Aktuell werden die Auseinandersetzungen zwischen verschiedenen Youtube-Stars und Netzwerken in den Medien heiss diskutiert. Glauben Sie, dass die Konflikte Werbungtreibende eher verschrecken oder dass so der Werbekanal Youtube vielleicht sogar eher interessanter wird?
Seehaus: Der Ausstieg von Simon Unge und Ape Crime aus dem Youtube-Netzwerk Mediakraft war in den vergangenen Tagen ein viel diskutiertes Thema. Grund zur Beunruhigung haben Werbungtreibende aber nicht. Die Aussteiger haben angekündigt, weiterhin Videoinhalte unabhängig von Netzwerken zu erstellen. Sie bleiben Youtube und damit den Werbungtreibenden also erhalten. Den Aufrufzahlen ihrer Videos wird dies auch nicht schaden, da die Nutzer stärker an den Youtubern und deren Inhalten interessiert sind als an deren Zugehörigkeit zu einem Netzwerk. Die zusätzliche mediale Aufmerksamkeit wird Youtube eher zu Gute kommen. Von sinkenden Aufrufzahlen und damit einer Abnahme der Attraktivität für Werbungtreibende ist nicht auszugehen.
 
Wie viel Kommerz verträgt ein Clip der Stars im Internet? Beziehungsweise: Kratzt die Kommerzialisierung irgendwann an der Glaubwürdigkeit?

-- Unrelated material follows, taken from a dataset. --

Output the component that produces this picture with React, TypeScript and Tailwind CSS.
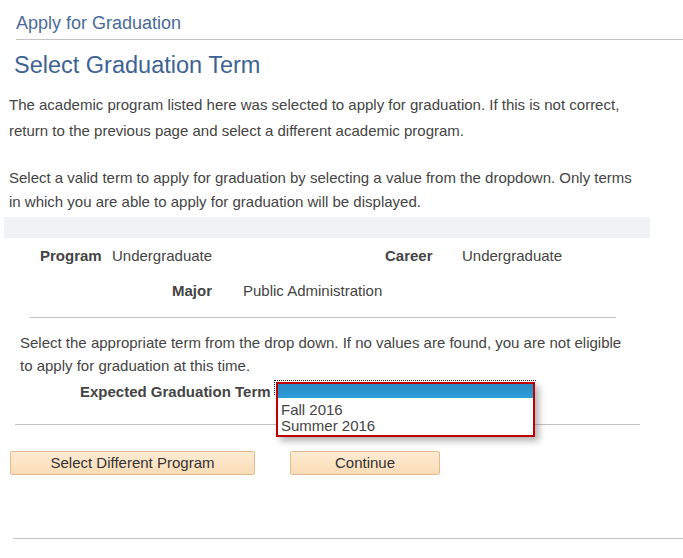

Seehaus: Unter kommerziellen Gesichtspunkten sollte man meiner Meinung nach zwischen Sponsoring und Product Placement differenzieren. Videos als Kommunikationsmedium sind bestens geeignet, um sich als Sponsor für einen prominenten Youtuber gekonnt und werbewirksam in Szene zu setzen - solange der Youtuber im Vordergrund steht und die Marken- bzw. Produktkommunikation dezent erfolgt. Nicht zu vergessen: Die Nutzer sind primär am Youtuber, seinen Inhalten und Botschaften interessiert. Plumpe Produktplatzierungen schaden sowohl den Youtubern wie auch den beworbenen Produkten und Marken. Sie verankern sich negativ im Gedächtnis der Nutzer, kratzen an der Glaubwürdigkeit des Youtubers und beschädigen das Image der Werbungtreibenden. Beim Product Placement auf prominenten Kanälen gilt besonders: Weniger Kommerzialisierung ist mehr Glaubwürdigkeit.